Changes in the Port 
No method exists for writing a single set of code that
can handle 
both the System V.2 and the BSD versions of UNIX. However,
the #ifdef 
command of the C preprocessor makes it possible to integrate
both 
versions into the same source files. Elm used this method
to provide 
a single version of source code for both systems. The
initial #ifdef 
symbol was BSD and was passed to the C compiler via
the Makefile. 
ifdefs then handled the code required for the different
serial 
communications systems calls (setting up the serial
line communications 
modes), different string routines, and different header
files. In 
addition, this port revealed some of the weaknesses
regarding buffer 
sizes mentioned earlier. During the port, all the buffer
sizes were 
adjusted to fit the needs of the larger of the two systems. 
Elm did not run into any problems with byte ordering
at this stage 
of the port. However, byte order did become a problem
once it became 
possible to share the Elm alias database between NFS-linked
systems. 
An unexpected surprise arose in the different implementations
of the 
<ctype.h> macros for character manipulation. The
standard System 
V.2 macros toupper and tolower, which convert a character's
case, would change only lower- or upper-case characters,
respectively. 
If the character passed to the macro was not the appropriate
case, 
no change was made. For example, in the statement 
 
c = tolower('a');
 
under System V.2, c would contain the lower case 
letter `a'. Under BSD, the macro is implemented as 
 
#define tolower(c) ((c) - 'A' + 'a') 
 
This macro turns the lower case a (0x61) 

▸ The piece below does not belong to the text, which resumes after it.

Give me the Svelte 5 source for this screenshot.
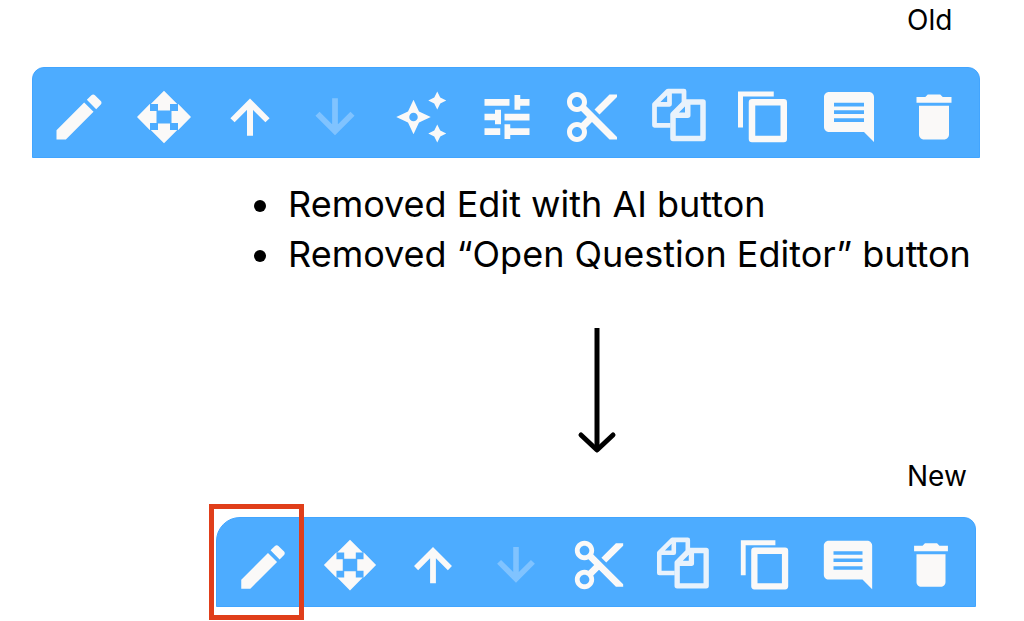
<script lang="ts">
    type Tool = {
        icon: string;
        label: string;
        disabled?: boolean;
        highlighted?: boolean;
    };

    const oldTools: Tool[] = [
        { icon: "edit", label: "Edit" },
        { icon: "move", label: "Move" },
        { icon: "up", label: "Move up" },
        { icon: "down", label: "Move down", disabled: true },
        { icon: "ai", label: "Edit with AI" },
        { icon: "tune", label: "Open Question Editor" },
        { icon: "cut", label: "Cut" },
        { icon: "pages", label: "Copy" },
        { icon: "duplicate", label: "Duplicate" },
        { icon: "comment", label: "Comment" },
        { icon: "trash", label: "Delete" }
    ];

    const newTools: Tool[] = oldTools
        .filter((tool) => tool.icon !== "ai" && tool.icon !== "tune")
        .map((tool) => ({ ...tool, highlighted: tool.icon === "edit" }));
</script>

{#snippet glyph(icon: string)}
    <svg viewBox="0 0 24 24" aria-hidden="true">
        {#if icon === "edit"}
            <path d="M3 17.25V21h3.75L17.81 9.94l-3.75-3.75L3 17.25zM20.71 7.04c.39-.39.39-1.02 0-1.41l-2.34-2.34c-.39-.39-1.02-.39-1.41 0l-1.83 1.83 3.75 3.75 1.83-1.83z" />
        {:else if icon === "move"}
            <path d="M12 1.5l5.3 5.3h-2.9v2.6H9.6V6.8H6.7zM12 22.5l5.3-5.3h-2.9v-2.6H9.6v2.6H6.7zM1.2 12l5.2-5.3v2.9H9v4.8H6.4v2.9zM22.8 12l-5.2-5.3v2.9H15v4.8h2.6v2.9z" />
        {:else if icon === "up"}
            <path class="line" stroke-width="2.4" d="M5 13.3l7-7 7 7M12 6.3v13.2" />
        {:else if icon === "down"}
            <path class="line" stroke-width="2.3" d="M5 10.7l7 7 7-7M12 17.7V4.5" />
        {:else if icon === "ai"}
            <path fill-rule="evenodd" d="M9 5.1l2.2 4.7 4.7 2.2-4.7 2.2L9 18.9l-2.2-4.7L2.1 12l4.7-2.2zM9 10.3a1.7 1.7 0 1 0 0 3.4 1.7 1.7 0 0 0 0-3.4z" />
            <path d="M18.5 1.8l1.2 2.4 2.4 1.2-2.4 1.2-1.2 2.4-1.2-2.4-2.4-1.2 2.4-1.2zM18.5 15l1.2 2.4 2.4 1.2-2.4 1.2-1.2 2.4-1.2-2.4-2.4-1.2 2.4-1.2z" />
        {:else if icon === "tune"}
            <path d="M3 4.8h10v2.7H3zM15 3.2h2.3v1.6H21v2.7h-3.7v1.6H15zM3 10.7h4.2V9.1h2.4v5.8H7.2v-1.6H3zM11 10.7h10v2.7H11zM3 16.5h6.3v2.7H3zM11 14.9h2.3v1.6H21v2.7h-7.7v1.6H11z" />
        {:else if icon === "cut"}
            <path d="M9.64 7.64c.23-.5.36-1.05.36-1.64 0-2.21-1.79-4-4-4S2 3.79 2 6s1.79 4 4 4c.59 0 1.14-.13 1.64-.36L10 12l-2.36 2.36C7.14 14.13 6.59 14 6 14c-2.21 0-4 1.79-4 4s1.79 4 4 4 4-1.79 4-4c0-.59-.13-1.14-.36-1.64L12 14l7 7h3v-1L9.64 7.64zM6 8c-1.1 0-2-.89-2-2s.9-2 2-2 2 .89 2 2-.9 2-2 2zm0 12c-1.1 0-2-.89-2-2s.9-2 2-2 2 .89 2 2-.9 2-2 2zM19 3l-6 6 2 2 7-7V3z" />
        {:else if icon === "pages"}
            <g class="line soft" stroke-linejoin="round">
                <path stroke-width="1.9" d="M14.4 6V1.6H8L2.6 7v8.3H9M8.6 1.8v5.1H2.8" />
                <path stroke-width="2.2" d="M15 6h7v14.6H10V11zM15.9 6.4v4.9H10.2" />
            </g>
        {:else if icon === "duplicate"}
            <path class="line" stroke-width="2" d="M3 16.2V2.8h13.3" />
            <rect class="line" stroke-width="2.6" stroke-linejoin="round" x="7.6" y="6.1" width="12.7" height="14.7" />
        {:else if icon === "comment"}
            <path d="M22 4c0-1.1-.9-2-2-2H4c-1.1 0-2 .9-2 2v12c0 1.1.9 2 2 2h14l4 4V4zM18 14H6v-1.5h12zM18 10.8H6V9.3h12zM18 7.8H6V6.3h12z" />
        {:else if icon === "trash"}
            <path d="M6 19c0 1.1.9 2 2 2h8c1.1 0 2-.9 2-2V7.5H6V19zM19 4h-3.5l-1-1h-5l-1 1H5v2.3h14V4z" />
        {/if}
    </svg>
{/snippet}

{#snippet toolbar(tools: Tool[], name: string)}
    <div class="toolbar {name}" role="toolbar" aria-label="{name} toolbar">
        {#each tools as tool (tool.icon)}
            <button
                type="button"
                class:highlighted={tool.highlighted}
                disabled={tool.disabled}
                aria-label={tool.label}
            >
                {@render glyph(tool.icon)}
            </button>
        {/each}
    </div>
{/snippet}

<main>
    <h2>Old</h2>
    {@render toolbar(oldTools, "old")}

    <ul>
        <li>Removed Edit with AI button</li>
        <li>Removed “Open Question Editor” button</li>
    </ul>

    <div class="arrow">
        <svg viewBox="0 0 40 126" aria-hidden="true">
            <path d="M20 0v121" />
            <path stroke-linecap="round" stroke-linejoin="round" d="M4 107l16 15 16-15" />
        </svg>
    </div>

    <h2>New</h2>
    {@render toolbar(newTools, "new")}
</main>

<style>
    :global(body) {
        margin: 0;
        background: #fff;
    }

    main {
        display: flex;
        flex-direction: column;
        padding-bottom: 14px;
        font-family: Inter, "Liberation Sans", sans-serif;
        color: #000;
    }

    h2 {
        align-self: flex-end;
        width: 117px;
        margin: 0;
        font-size: 28px;
        font-weight: 400;
        line-height: 40px;
    }

    .toolbar {
        display: flex;
        box-sizing: border-box;
        border: 1px solid #42a5ff;
        background: #4dacff;
    }

    .toolbar.old {
        height: 91px;
        margin: 27px 44px 0 32px;
        padding: 8px 2px 0 3px;
        border-radius: 12px 12px 0 0;
    }

    .toolbar.new {
        height: 90px;
        margin: 21px 48px 0 216px;
        padding: 6px 3px 0 0;
        border-radius: 24px 12px 0 0;
    }

    button {
        display: flex;
        flex: 1;
        align-items: center;
        justify-content: center;
        min-width: 0;
        padding: 0;
        border: 0;
        background: none;
        color: #faf9f8;
        cursor: pointer;
    }

    button:disabled {
        color: #80c3ff;
        cursor: default;
    }

    button svg {
        width: 60px;
        height: 60px;
        fill: currentColor;
    }

    .new button svg {
        width: 58px;
        height: 58px;
    }

    .line {
        fill: none;
        stroke: currentColor;
    }

    .soft {
        stroke: #e8f2fc;
    }

    /* marks the button that stays first in the shorter toolbar */
    .highlighted {
        position: relative;
        flex: 0 0 91px;
        padding-top: 4px;
    }

    .highlighted::after {
        content: "";
        position: absolute;
        inset: -20px 4px -14px -8px;
        border: 5px solid #e03e1a;
    }

    ul {
        margin: 21px 0 0;
        padding-left: 284px;
        font-size: 36px;
        line-height: 50px;
    }

    li {
        padding-left: 4px;
    }

    .arrow {
        display: flex;
        justify-content: center;
        margin: 49px 0 2px;
        padding-left: 170px;
    }

    .arrow svg {
        width: 40px;
        height: 126px;
        fill: none;
        stroke: #000;
        stroke-width: 5;
    }
</style>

into a SOH code with the eighth bit set (0x101). The
two macros 
had to be redefined as follows to make the code compatible
for both 
System V.2 and BSD: 
 
#define	tolower(c)
(isupper(c) ? ((c) - 'A' + 'a') : c) 
 
The isupper macro now protects the code, preventing
translation of all but upper-case letters. However,
this redefinition 
is still not fully portable. It assumes that lower-
and upper-case 
letters are always the same distance apart in the character
set as 
the upper and lower case 'a'. This is true for ASCII,
but not 
for all character sets. 
Heterogeneous System File Sharing 
The next big portability hurdle for Elm came when systems
were linked 
together via NFS into one common disk cluster. NFS allowed
many different 
types of systems -- even non-UNIX systems -- to share
disk partitions, 
and many sites mounted the users' home directories via
NFS. Elm, which 
uses a file for global aliases, then also needed to
access the private 
alias data across the NFS file system as well. Since
the system where 
the file resided and the system running Elm were not
necessarily of 
the same type, byte order imediately became an issue. 
Big vs. Little Endian 
The battle over the order by which to number a word's
bits and bytes 
has often been compared to the wars waged by the Lilliputians
of Gulliver's 
Travels over such issues as which end of the egg should
be eaten 
first, the little or the big end. Networking forced
UNIX to rise above 
this war and declare a truce, or at least a translator. 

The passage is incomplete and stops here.